- _TASK INSTRUCTIONS_:
Pictures stay out of the copy; set down each line of the listing below exactly.

- _DATASET CONTENT_:
========================================================================

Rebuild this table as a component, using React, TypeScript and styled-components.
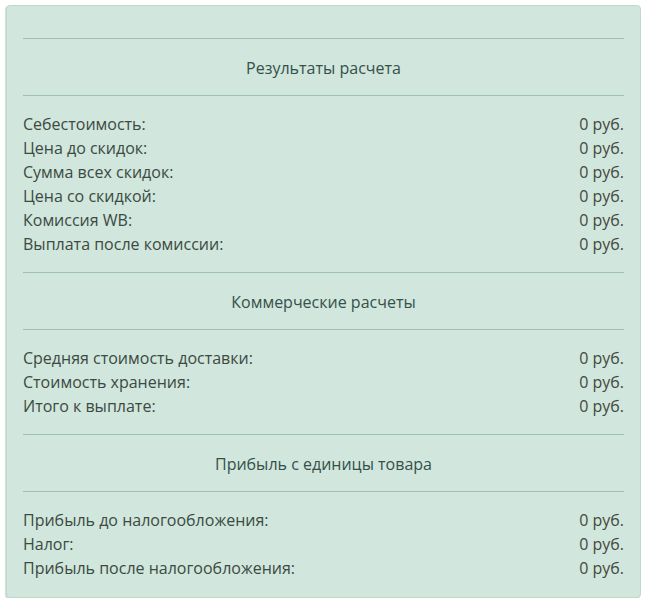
import styled, { createGlobalStyle } from "styled-components";

const GlobalStyle = createGlobalStyle`
  html, body {
    margin: 0;
    padding: 0;
    background: #fff;
  }
  body {
    padding: 5px 6px 0 6px;
    font-family: "Open Sans", "Liberation Sans", sans-serif;
  }
`;

const Panel = styled.div`
  background: #d1e6dc;
  border: 1px solid #bfd8cb;
  border-radius: 4px;
  box-shadow: -1px 1px 1px rgba(120, 160, 140, 0.35);
  padding: 32px 16px 1px 16px;
  width: 635px;
  box-sizing: border-box;
`;

const Divider = styled.hr`
  border: 0;
  border-top: 1px solid #9cc1ae;
  margin: 0;
  height: 0;
`;

const Title = styled.div`
  text-align: center;
  font-size: 16px;
  line-height: 24px;
  color: #36504a;
  padding: 17px 0 15px;
`;

const Rows = styled.div`
  display: flex;
  flex-direction: column;
  padding: 16px 0;
`;

const Row = styled.div`
  display: flex;
  justify-content: space-between;
  font-size: 16px;
  line-height: 24px;
  color: #3b4a42;
`;

const Value = styled.span`
  color: #43493f;
`;

type Section = { title: string; rows: string[] };

const sections: Section[] = [
  {
    title: "Результаты расчета",
    rows: [
      "Себестоимость:",
      "Цена до скидок:",
      "Сумма всех скидок:",
      "Цена со скидкой:",
      "Комиссия WB:",
      "Выплата после комиссии:",
    ],
  },
  {
    title: "Коммерческие расчеты",
    rows: ["Средняя стоимость доставки:", "Стоимость хранения:", "Итого к выплате:"],
  },
  {
    title: "Прибыль с единицы товара",
    rows: ["Прибыль до налогообложения:", "Налог:", "Прибыль после налогообложения:"],
  },
];

const App = () => {
  return (
    <>
      <GlobalStyle />
      <Panel>
        {sections.map((s) => (
          <div key={s.title}>
            <Divider />
            <Title>{s.title}</Title>
            <Divider />
            <Rows>
              {s.rows.map((r) => (
                <Row key={r}>
                  <span>{r}</span>
                  <Value>0 руб.</Value>
                </Row>
              ))}
            </Rows>
          </div>
        ))}
      </Panel>
    </>
  );
};

export default App;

========================================================================

- _WRITTEN RESPONSE_:
Rebuild this table as a component, using React, TypeScript and styled-components.
import styled, { createGlobalStyle } from "styled-components";

const GlobalStyle = createGlobalStyle`
  html, body {
    margin: 0;
    padding: 0;
    background: #fff;
  }
  body {
    padding: 5px 6px 0 6px;
    font-family: "Open Sans", "Liberation Sans", sans-serif;
  }
`;

const Panel = styled.div`
  background: #d1e6dc;
  border: 1px solid #bfd8cb;
  border-radius: 4px;
  box-shadow: -1px 1px 1px rgba(120, 160, 140, 0.35);
  padding: 32px 16px 1px 16px;
  width: 635px;
  box-sizing: border-box;
`;

const Divider = styled.hr`
  border: 0;
  border-top: 1px solid #9cc1ae;
  margin: 0;
  height: 0;
`;

const Title = styled.div`
  text-align: center;
  font-size: 16px;
  line-height: 24px;
  color: #36504a;
  padding: 17px 0 15px;
`;

const Rows = styled.div`
  display: flex;
  flex-direction: column;
  padding: 16px 0;
`;

const Row = styled.div`
  display: flex;
  justify-content: space-between;
  font-size: 16px;
  line-height: 24px;
  color: #3b4a42;
`;

const Value = styled.span`
  color: #43493f;
`;

type Section = { title: string; rows: string[] };

const sections: Section[] = [
  {
    title: "Результаты расчета",
    rows: [
      "Себестоимость:",
      "Цена до скидок:",
      "Сумма всех скидок:",
      "Цена со скидкой:",
      "Комиссия WB:",
      "Выплата после комиссии:",
    ],
  },
  {
    title: "Коммерческие расчеты",
    rows: ["Средняя стоимость доставки:", "Стоимость хранения:", "Итого к выплате:"],
  },
  {
    title: "Прибыль с единицы товара",
    rows: ["Прибыль до налогообложения:", "Налог:", "Прибыль после налогообложения:"],
  },
];

const App = () => {
  return (
    <>
      <GlobalStyle />
      <Panel>
        {sections.map((s) => (
          <div key={s.title}>
            <Divider />
            <Title>{s.title}</Title>
            <Divider />
            <Rows>
              {s.rows.map((r) => (
                <Row key={r}>
                  <span>{r}</span>
                  <Value>0 руб.</Value>
                </Row>
              ))}
            </Rows>
          </div>
        ))}
      </Panel>
    </>
  );
};

export default App;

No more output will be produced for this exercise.